Облачившись с большим вкусом в военный мундир, Бекингем с удовольствием выступал в роли главнокомандующего. Он спешно формировал свою армию, не брезгуя никакими способами ее комплектования: деревенских парней вылавливали и забривали в рекруты прямо с полей, городских хватали на улицах, покупали иностранных наемников, людей с тугим кошельком насильно заставляли давать займы безо всякой гарантии их возвращения, исключительно под честное слово герцога. Набранная таким образом армия представляла собой самый натуральный сброд, который беспрестанно бунтовал, предавался пьянству и грабежам, часть разбежалась еще до отплытия в поход. Французский посол уверял Ришелье в своем донесении, что полусотне французских солдат не составило бы труда справиться с тремя сотнями таких подонков.
Недостаток испытывался во всем: не хватало леса, провианта, одежды, медикаментов. Из прибывших шести тысяч голландских солдат более половины дезертировали, не получив должного содержания. Моряков не обеспечили обувью, на флоте не было даже новых флагов. Размещать на постой их было негде, и владельцев домов принудительно выселяли, дабы обеспечить этих бездомных ратников кровом. Тем не менее Бекингем продолжал лихорадочную подготовку. Подошли голландские и протестантские французские суда. Весной были сформированы пять эскадр, общим счетом около ста кораблей, и набрано около семи тысяч человек воинства. На флагманский корабль лорда-адмирала погрузили всяческие яства и имущество его светлости: двадцать костюмов (один расшитый жемчугом), скрипки, восемь верховых лошадей и шесть под упряжь, две кареты, носилки. Каюта Бекингема сверкала позолотой, пол был покрыт персидским ковром, у стенки воздвигнуто нечто вроде алтаря, обтянутого золототканой парчой, на котором стоял портрет Анны Австрийской, перед ним в золотых канделябрах горели свечи из белого воска. На мачте корабля развевался желто-черный флаг, цвета Анны Австрийской.

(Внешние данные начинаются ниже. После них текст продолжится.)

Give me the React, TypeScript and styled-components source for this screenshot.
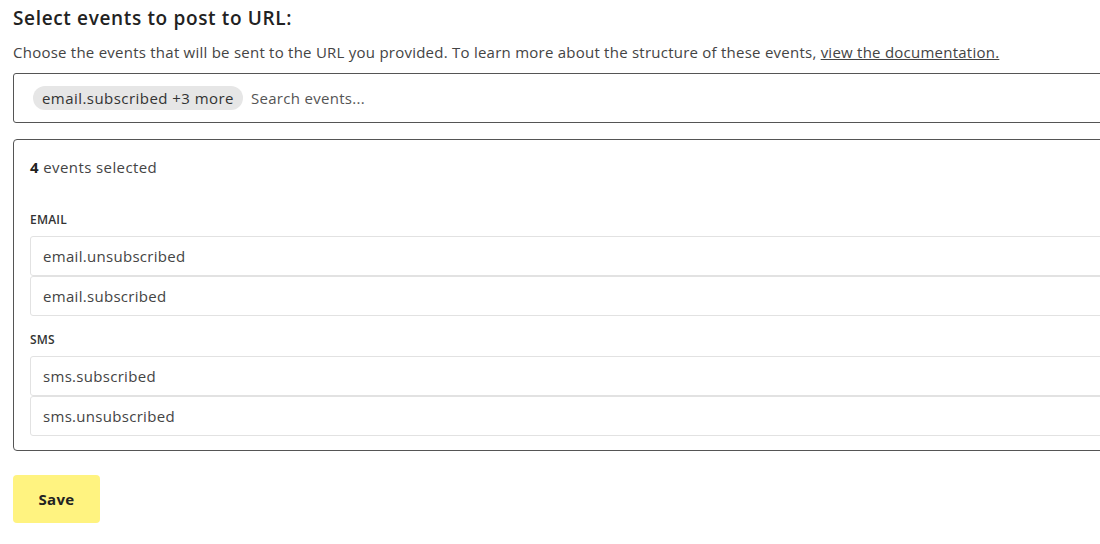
import styled, { createGlobalStyle } from "styled-components";

const GlobalStyle = createGlobalStyle`
    html, body {
        margin: 0;
        padding: 0;
        background: #ffffff;
        overflow: hidden;
    }
    body {
        font-family: "Open Sans", "Noto Sans", sans-serif;
        color: #4a4a4a;
    }
`;

const Page = styled.div`
    width: 1120px;
    padding: 6px 0 0 13px;
    box-sizing: border-box;
    letter-spacing: 0.3px;
`;

const Heading = styled.h2`
    margin: 0;
    font-size: 19px;
    line-height: 24px;
    font-weight: 600;
    color: #222222;
    letter-spacing: 0.65px;
`;

const Description = styled.p`
    margin: 12px 0 0;
    font-size: 15px;
    line-height: 20px;
    letter-spacing: 0.24px;
    color: #444444;

    a {
        color: #444444;
        text-decoration: underline;
    }
`;

const SearchBox = styled.div`
    margin-top: 11px;
    height: 50px;
    border: 1px solid #555555;
    border-radius: 3px;
    display: flex;
    align-items: center;
    gap: 8px;
    padding: 0 19px;
    box-sizing: border-box;
`;

const Chip = styled.span`
    height: 24px;
    display: inline-flex;
    align-items: center;
    padding: 0 9px;
    border-radius: 12px;
    background: #e6e6e6;
    font-size: 15px;
    letter-spacing: 0.45px;
    color: #333333;
`;

const SearchInput = styled.input`
    border: none;
    outline: none;
    flex: 1;
    font-family: inherit;
    font-size: 15px;
    letter-spacing: 0.3px;
    color: #333333;
    padding: 0;

    &::placeholder {
        color: #555555;
    }
`;

const Panel = styled.section`
    margin-top: 16px;
    border: 1px solid #555555;
    border-radius: 4px;
    padding: 18px 0 14px 16px;
`;

const Count = styled.div`
    margin-top: -1px;
    font-size: 15px;
    line-height: 20px;
    letter-spacing: 0.4px;
    color: #444444;

    b {
        color: #222222;
        font-weight: 700;
    }
`;

const Group = styled.div<{ $first?: boolean }>`
    margin-top: ${(p) => (p.$first ? "35px" : "16px")};
`;

const GroupLabel = styled.div`
    font-size: 12px;
    font-weight: 600;
    line-height: 16px;
    letter-spacing: 0.2px;
    color: #333333;
    margin-bottom: 8px;
`;

const Row = styled.div`
    height: 40px;
    border: 1px solid #e2e2e2;
    border-radius: 3px;
    box-sizing: border-box;
    display: flex;
    align-items: center;
    padding: 0 12px;
    font-size: 15px;
    color: #444444;
`;

const SaveButton = styled.button`
    margin-top: 24px;
    width: 87px;
    height: 48px;
    border: none;
    border-radius: 4px;
    background: #fff380;
    font-family: inherit;
    font-size: 15px;
    font-weight: 700;
    letter-spacing: 0.3px;
    color: #222222;
    cursor: pointer;
`;

const groups = [
    { name: "EMAIL", events: ["email.unsubscribed", "email.subscribed"] },
    { name: "SMS", events: ["sms.subscribed", "sms.unsubscribed"] },
];

const App = () => (
    <>
        <GlobalStyle />
        <Page>
            <Heading>Select events to post to URL:</Heading>
            <Description>
                Choose the events that will be sent to the URL you provided. To learn more about the
                structure of these events, <a href="#docs">view the documentation.</a>
            </Description>
            <SearchBox>
                <Chip>email.subscribed +3 more</Chip>
                <SearchInput placeholder="Search events..." />
            </SearchBox>
            <Panel>
                <Count>
                    <b>4</b> events selected
                </Count>
                {groups.map((g, i) => (
                    <Group key={g.name} $first={i === 0}>
                        <GroupLabel>{g.name}</GroupLabel>
                        {g.events.map((e) => (
                            <Row key={e}>{e}</Row>
                        ))}
                    </Group>
                ))}
            </Panel>
            <SaveButton>Save</SaveButton>
        </Page>
    </>
);

export default App;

Французский поверенный в делах Дюмолен попытался выведать, куда же держит курс столь славное воинство, ибо официально военные действия между двумя королевствами еще не начинались. Герцог давал уклончивые ответы:
– Хотя французы придираются ко мне и хотят уничтожить, и ненавидят меня аки дьявола, я не могу помешать себе любить их.
Накануне отплытия Дюмолен явился засвидетельствовать свое почтение:
– Я вам желаю удачи и успеха, если вы отправляетесь в любое место, кроме Франции, но если вы отправляетесь туда, я могу лишь молить Господа, чтобы вы вернулись тотчас же и в добром здравии.
– Я есмь преданный слуга Христианнейшего короля, – ответил Бекингем, – я люблю и всегда любил и почитал французов. Но они меня ненавидели!
Герцог поклялся жене и матери, что не будет предводительствовать в этом походе. 13 июня он тайно покинул Лондон, не попрощавшись с семьей. Кэтрин, беременная, еще оплакивавшая недавнюю смерть их старшего сына, не могла скрыть своей горечи, которую излила в длинном письме.
Можно понять отчаяние несчастной глубоко любящей женщины, осознававшей, что ее муж отправляется сражаться за право обладать чужестранной королевой. Свою обиду сыну высказала и его мать, графиня Бекингем, ярая приверженица католической веры.
По прибытии в Портсмут короля Карла герцог закатил на борту своего флагмана с выразительным названием «Триумф» роскошный пир, на котором присутствовал граф де Субиз и несколько французских дворян-протестантов. Они уверяли герцога, что французы, взбешенные прекращением торговли, готовы поднять восстание, как только увидят паруса английского флота. Карл был уверен в победе, хотя разлука с фаворитом огорчала его до глубины души.
После отъезда короля герцог развил бурную деятельность. В день отъезда, прослышав, что многие офицеры затянули с выпивкой «на посошок», он сошел на берег и лично обошел все портовые таверны, немедленно отдавая под трибунал пойманных выпивох. Наконец, 27 июня флот отплыл в направлении Франции.